▶ **Provided data**

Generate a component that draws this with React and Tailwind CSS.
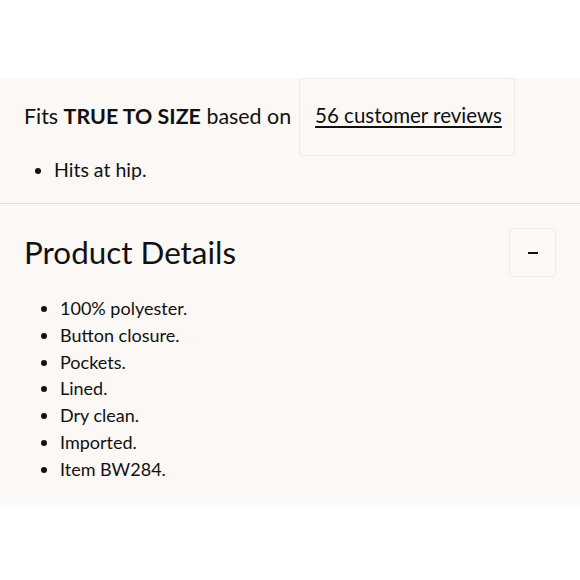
export default function App() {
  const details = [
    "100% polyester.",
    "Button closure.",
    "Pockets.",
    "Lined.",
    "Dry clean.",
    "Imported.",
    "Item BW284.",
  ];

  return (
    <div className="w-[580px] h-[580px] bg-white text-[#111] font-['Lato',sans-serif]">
      <div className="h-[78px]" />
      <div className="bg-[#fbf8f6]">
        {/* fit section */}
        <div className="px-6 pb-[20px]">
          <div className="flex items-start">
            <p className="text-[21.4px] mt-[24px] leading-[28px]">
              Fits <span className="font-bold">TRUE TO SIZE</span> based on
            </p>
            <div className="ml-[8px] w-[216px] h-[78px] border border-[#f0ebe7] rounded-[4px] px-[15px] pt-[22px] whitespace-nowrap">
              <a href="#" className="text-[20.5px] leading-[28px] underline underline-offset-[3px]">
                56 customer reviews
              </a>
            </div>
          </div>
          <ul className="list-disc pl-[30px] mt-[1px] text-[19.5px] leading-[26px]">
            <li>Hits at hip.</li>
          </ul>
        </div>
        <div className="h-px bg-[#e2dedb]" />

        {/* product details */}
        <div className="px-6 pt-[24px] pb-[22px]">
          <div className="flex items-center justify-between">
            <h2 className="text-[31.4px] leading-[49px]">Product Details</h2>
            <button className="w-[47px] h-[49px] border border-[#f0ebe7] rounded-[4px] flex items-center justify-center">
              <span className="block w-[10px] h-[2px] bg-[#111]" />
            </button>
          </div>
          <ul className="list-disc pl-[36px] mt-[18px] text-[18px] leading-[26.8px]">
            {details.map((d) => (
              <li key={d}>{d}</li>
            ))}
          </ul>
        </div>
      </div>
    </div>
  );
}
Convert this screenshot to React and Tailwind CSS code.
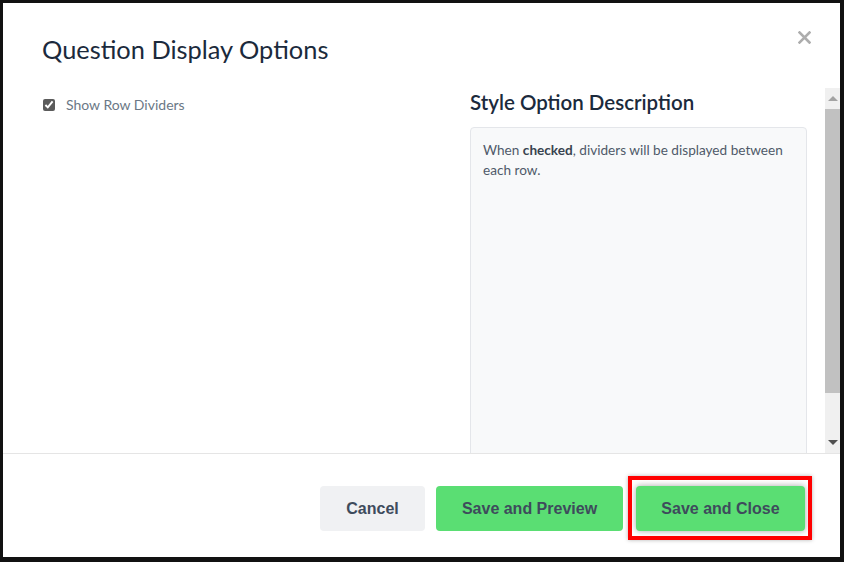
import React, { useState } from 'react';

const ScrollBar = () => (
  <div className='w-[15px] bg-[#f0f0f0] flex flex-col items-center shrink-0'>
    <div className='h-[21px] flex items-center justify-center'>
      <div className='w-0 h-0 border-l-[5px] border-r-[5px] border-b-[5px] border-l-transparent border-r-transparent border-b-[#a3a3a3]' />
    </div>
    <div className='w-full h-[284px] bg-[#c1c1c1]' />
    <div className='flex-1' />
    <div className='h-[21px] flex items-center justify-center'>
      <div className='w-0 h-0 border-l-[5px] border-r-[5px] border-t-[5px] border-l-transparent border-r-transparent border-t-[#505050]' />
    </div>
  </div>
);

export default function App() {
  const [showDividers, setShowDividers] = useState(true);

  return (
    <div className='w-[844px] h-[562px] bg-white border-t-[3px] border-l-[3px] border-r-4 border-b-[5px] border-[#111] flex flex-col overflow-hidden' style={{ fontFamily: 'Lato, "Open Sans", sans-serif' }}>
      <div className='h-[85px] shrink-0 flex justify-between pl-[39px] pr-[29px]'>
        <h1 className='text-[25.4px] text-[#1b2a3c] pt-[30px] leading-[32px]'>Question Display Options</h1>
        <button className='pt-[28px] self-start'>
          <svg width='13' height='13' viewBox='0 0 13 13'>
            <path d='M1.5 1.5 L11.5 11.5 M11.5 1.5 L1.5 11.5' stroke='#adadad' strokeWidth='2.6' strokeLinecap='square' />
          </svg>
        </button>
      </div>

      <div className='h-[365px] shrink-0 flex'>
        <div className='flex-1 flex overflow-hidden pl-[40px] pr-[18px]'>
          <div className='w-[427px] shrink-0 pt-[7px]'>
            <label className='flex items-center gap-[11px] text-[14px] text-[#6b7886] cursor-pointer'>
              <input type='checkbox' checked={showDividers} onChange={() => setShowDividers(!showDividers)} className='w-[12px] h-[12px] m-0 accent-[#5b5b5b]' />
              <span className='leading-[20px]'>Show Row Dividers</span>
            </label>
          </div>
          <div className='flex-1 pt-[3px] flex flex-col'>
            <h2 className='text-[20.5px] font-semibold text-[#1b2a3c] leading-[22px]'>Style Option Description</h2>
            <div className='mt-[14px] flex-1 min-h-[360px] bg-[#f8f9fa] border border-[#e4e6ea] rounded-[4px] px-[12px] pt-[12px] text-[13.6px] leading-[20px] text-[#4f5a69]'>
              When <b className='text-[#38434f]'>checked</b>, dividers will be displayed between each row.
            </div>
          </div>
        </div>
        <ScrollBar />
      </div>

      <div className='flex-1 border-t border-[#e5e5e5] flex justify-end items-start pt-[32px] pr-[35px]' style={{ fontFamily: '"Liberation Sans", Arial, sans-serif' }}>
        <button className='w-[105px] h-[45px] rounded-[4px] bg-[#f0f1f3] text-[#3e4b5c] text-[16px] font-bold mr-[11px]'>Cancel</button>
        <button className='w-[187px] h-[45px] rounded-[4px] bg-[#5ade73] text-[#3e4b5c] text-[16px] font-bold mr-[13px]'>Save and Preview</button>
        <div className='relative'>
          <button className='w-[169px] h-[45px] rounded-[4px] bg-[#5ade73] text-[#3e4b5c] text-[16px] font-bold shadow-[0_0_6px_rgba(0,0,0,0.35)]'>Save and Close</button>
          <span className='absolute -left-[8px] -right-[7px] -top-[10px] -bottom-[9px] border-4 border-[#f00] shadow-[0_0_4px_rgba(0,0,0,0.3)] pointer-events-none' />
        </div>
      </div>
    </div>
  );
}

▶ **What the task asks**
Among the lines of the data above, count those holding "React" and state only the number.

▶ **Result**
3